Authentication Database Specification
The authentication database contains information about valid certificate issuers, administrative users, and regular users of the WebSubmit system. Each user has a unique WebSubmit identification number and a state that determines whether the user is currently being granted access to WebSubmit facilities. This database also contains login name information for each remote host that is acting as a compute system. In this sense, it possesses a variable length attribute list that indicates all compute systems in the current WebSubmit network.

Key Attributes
wsID

Ordering
Not ordered.

Attributes and Domains

Additional Notes
A word of explanation is merited at this point, since the attributes in this database are somewhat different from others. Since there will, in general, be a variable number of WebSubmit compute systems, there will also be a variable number of attributes in this database.  For each compute system, there will be a hostName attribute, with the
value of this attribute corresponding to the login name of userName on hostName. A sample record for wsID ws000, userName John Q. Public, Email jqp@random.site.gov, status active, and remoteHost(login) pairs danube.nist.gov(jqp), tiber.nist.gov(john), granta.nist.gov(johnqp):

::DB_ATTRIBUTES:: key:wsID userName Email status danube.nist.gov granta.nist.gov tiber.nist.gov
ws000 : John Q. Public : jqp@random.site.gov : active : jqp : john : johnqp

This enables the WebSubmit system to perform remote actions on compute systems via the secure scp and ssh protocols.  More information about authentication in WebSubmit can be found in the section on Authentication.
 
 

Object Serialization

The process of reading databases can be time-consuming, and performance is a consideration when working with CGI applications.  In an effort to reduce the overhead associated with reading databases, a method of object serialization (similar in spirit to that done in Java) was adopted.  A serialized object is essentially a representation of an internal Tcl data structure using a series of Tcl commands.  Tcl provides a mechanism for loading Tcl code from within a Tcl script (via the source command).  Hence, a serialized object can fill one or more Tcl variables or data structures simply by invoking the source command.  For example, after a database is read, all of its data can be serialized; the next time the database needs to be read, the serialized version is loaded via source rather than reading the database.  The serialized version is only loaded if it is newer than the actual database it represents; in this way, changes to the true database are reflected properly.   One important note about object serialization: source'ing random Tcl files can be dangerous, since these files could potentially contain commands damaging to the system.  For this reason, all serialized files are sourced within a safe Tcl interpreter.  The data from this interpreter is then passed into the main interpreter, assuming no problems were encountered.

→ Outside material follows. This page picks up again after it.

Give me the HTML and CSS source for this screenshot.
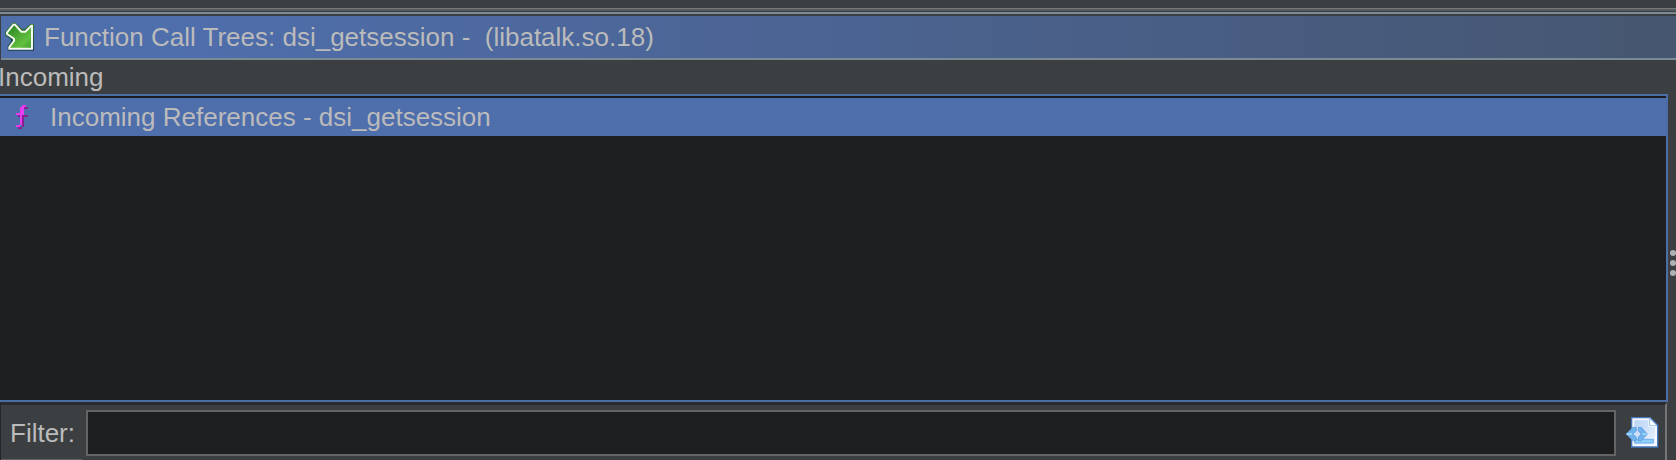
FILE: index.html
```html
<!DOCTYPE html>
<html lang="en">
<head>
<meta charset="utf-8">
<title>Function Call Trees</title>
<link rel="stylesheet" href="styles.css">
</head>
<body>
<main class="window">
  <div class="splitter"></div>
  <header class="titlebar">
    <svg class="titlebar-icon" viewBox="0 0 102 102" aria-hidden="true">
      <defs>
        <linearGradient id="arrow-edge" x1="0" y1="0" x2="0" y2="1">
          <stop offset="0" stop-color="#2f7a2c"/><stop offset="1" stop-color="#173f4a"/>
        </linearGradient>
        <linearGradient id="arrow-fill" x1="0" y1="0" x2="1" y2="1">
          <stop offset="0.1" stop-color="#2f8a25"/><stop offset="0.7" stop-color="#62bf3e"/><stop offset="1" stop-color="#3f9a30"/>
        </linearGradient>
      </defs>
      <path d="M26 5h9l19 19h8L79 9h11v80H11V74l10-12v-6L3 42v-9z" fill="url(#arrow-edge)"/>
      <path d="M28 11h5l19 21h12l18-18h2v69H16v-5l14-18v-7L9 39v-4z" fill="url(#arrow-fill)" stroke="#f4f7ef" stroke-width="6"/>
    </svg>
    <h1 class="title">Function Call Trees: dsi_getsession -&nbsp; (libatalk.so.18)</h1>
  </header>
  <div class="content">
    <section class="incoming">
      <h2 class="section-label" id="incoming-label">Incoming</h2>
      <ul class="tree" role="tree" aria-labelledby="incoming-label">
        <li class="tree-row" role="treeitem" aria-selected="true">
          <svg class="function-icon" viewBox="0 0 12 24" shape-rendering="crispEdges" aria-hidden="true">
            <path d="M6 2h6v2H8v18H6v2H2v-2h4zM8 10h4v2H8z" fill="#8a1f93"/>
            <path d="M6 0h4v2H8v8H6v10H4v2H0v-2h4v-10H0V8h4V2h2z" fill="#e63cf0"/>
            <path d="M2 10h2v2H2zM6 10h2v10H6z" fill="#8a1f93"/>
          </svg>
          <span>Incoming References - dsi_getsession</span>
        </li>
      </ul>
      <form class="filter">
        <label class="filter-label" for="filter-text">Filter:</label>
        <input class="filter-input" id="filter-text" type="text">
        <button class="filter-options" type="button" aria-label="Filter options">
          <svg class="options-icon" viewBox="0 0 108 114" aria-hidden="true">
            <defs>
              <linearGradient id="page-fill" x1="0" y1="0" x2="1" y2="1">
                <stop offset="0" stop-color="#b9d3f5"/><stop offset="1" stop-color="#eaf3ff"/>
              </linearGradient>
            </defs>
            <path d="M21 12h58l24 24v68H21z" fill="#4577bd"/>
            <path d="M25 16h52l22 22v62H25z" fill="#f5f9ff"/>
            <path d="M31 22h42v20h20v52H31z" fill="url(#page-fill)"/>
            <path d="M77 16v22h22z" fill="#fff" stroke="#9fc0ea" stroke-width="3"/>
            <path d="M32 79h56v11H32z" fill="#8ed0fa" stroke="#6aaeea" stroke-width="3"/>
            <path d="M6 63l21-20h10v11l-10 9 10 9v11H27z" fill="#6fb2ec" stroke="#5a9ade" stroke-width="2"/>
            <path d="M43 43h9l18 20-18 20h-9V72l8-9-8-9z" fill="#6fb2ec" stroke="#5a9ade" stroke-width="2"/>
            <path d="M8 60h16v6H8zM55 60h12v6H55z" fill="#9ad3fb"/>
          </svg>
        </button>
      </form>
    </section>
    <div class="divider" role="separator" aria-orientation="vertical">
      <svg class="grip" viewBox="0 0 6 26" aria-hidden="true">
        <circle cx="3" cy="3" r="3"/><circle cx="3" cy="13" r="3"/><circle cx="3" cy="23" r="3"/>
      </svg>
    </div>
  </div>
</main>
</body>
</html>
```
FILE: styles.css
```css
* { box-sizing: border-box; }
body {
  margin: 0;
  background: #3c3f41;
  color: #bbbbbb;
  font: 26px/34px "Liberation Sans", Arial, sans-serif;
}
.window {
  display: flex;
  flex-direction: column;
  height: 100vh;
  overflow: hidden;
}
.splitter {
  flex: none;
  height: 6px;
  margin: 8px 0 2px;
  border-top: 1px solid #76797a;
  border-bottom: 2px solid #7b8b95;
  background: linear-gradient(#565b5c 2px, #3c3f41 2px);
}
.titlebar {
  flex: none;
  display: flex;
  align-items: center;
  gap: 6px;
  height: 44px;
  margin-left: 1px;
  padding: 2px 0 0 3px;
  border-bottom: 2px solid #7b8b95;
  background: linear-gradient(90deg, #4f6eac 10%, #465670);
}
.titlebar-icon { width: 34px; height: 34px; }
.title, .section-label {
  margin: 0;
  font-size: 26px;
  font-weight: normal;
  white-space: nowrap;
}
.title { padding-bottom: 2px; }
.content { flex: 1; display: flex; min-height: 0; }
.incoming { flex: 1; display: flex; flex-direction: column; min-width: 0; }
.section-label { flex: none; margin-left: -2px; }
.tree {
  flex: 1;
  min-height: 0;
  margin: 0;
  padding: 2px 0 0;
  border: 2px solid #4b6ea6;
  border-left: 0;
  background: #1d1e20;
  list-style: none;
}
.tree-row {
  display: flex;
  align-items: center;
  gap: 22px;
  height: 38px;
  padding-left: 16px;
  background: #4f6eac;
}
.function-icon { width: 12px; height: 24px; }
.filter {
  flex: none;
  display: flex;
  align-items: center;
  height: 58px;
  margin: 0 1px 0 0;
  padding-right: 5px;
  border-top: 3px solid #292b2d;
  border-left: 1px solid #232526;
  border-right: 2px solid #747677;
}
.filter-label {
  align-self: stretch;
  width: 81px;
  margin-right: 4px;
  padding: 11px 0 0 9px;
  border-bottom: 1px solid #606364;
  white-space: nowrap;
}
.filter-input {
  flex: 1;
  min-width: 0;
  height: 46px;
  margin-right: 8px;
  padding: 0 6px;
  border: 2px solid #646464;
  background: #1d1e20;
  color: inherit;
  font: inherit;
}
.filter-options { display: flex; padding: 0 0 2px; border: 0; background: none; }
.options-icon { width: 36px; height: 38px; }
.divider {
  flex: none;
  display: flex;
  align-items: center;
  width: 8px;
  padding: 6px 0 0 2px;
}
.grip { width: 6px; height: 26px; fill: #afb1b3; }
```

As an example, consider the simple database given at the beginning of this document:

::DB_ATTRIBUTES:: key:first key:last age idNumber
john : doe : 35 : 0
jane : doe : 42 : 1

The serialization of this database would look like the following:

# Serialization of simple database on Thu Apr 30 16:41:21 EDT 1998
namespace eval webSubmit::foo {
    set DB(john_doe,age) 35
    set DB(john_doe,idNumber) 0
    set DB(jane_doe,age) 42
    set DB(jane_doe,idNumber) 1
    set dbKeyList [list john_doe jane_doe]
    set attrList [list age idNumber]
}
return 0

Data is encapsulated inside a namespace (here given as webSubmit::foo) to avoid interfering with other databases stored in arrays like DB.  dbKeyList and attrList are additional properties of the database that are carried with it.  Simply source-ing the Tcl file that contains this information effectively creates the information stored in webSubmit::foo::DB, webSubmit::foo::dbKeyList, and webSubmit::foo::attrList.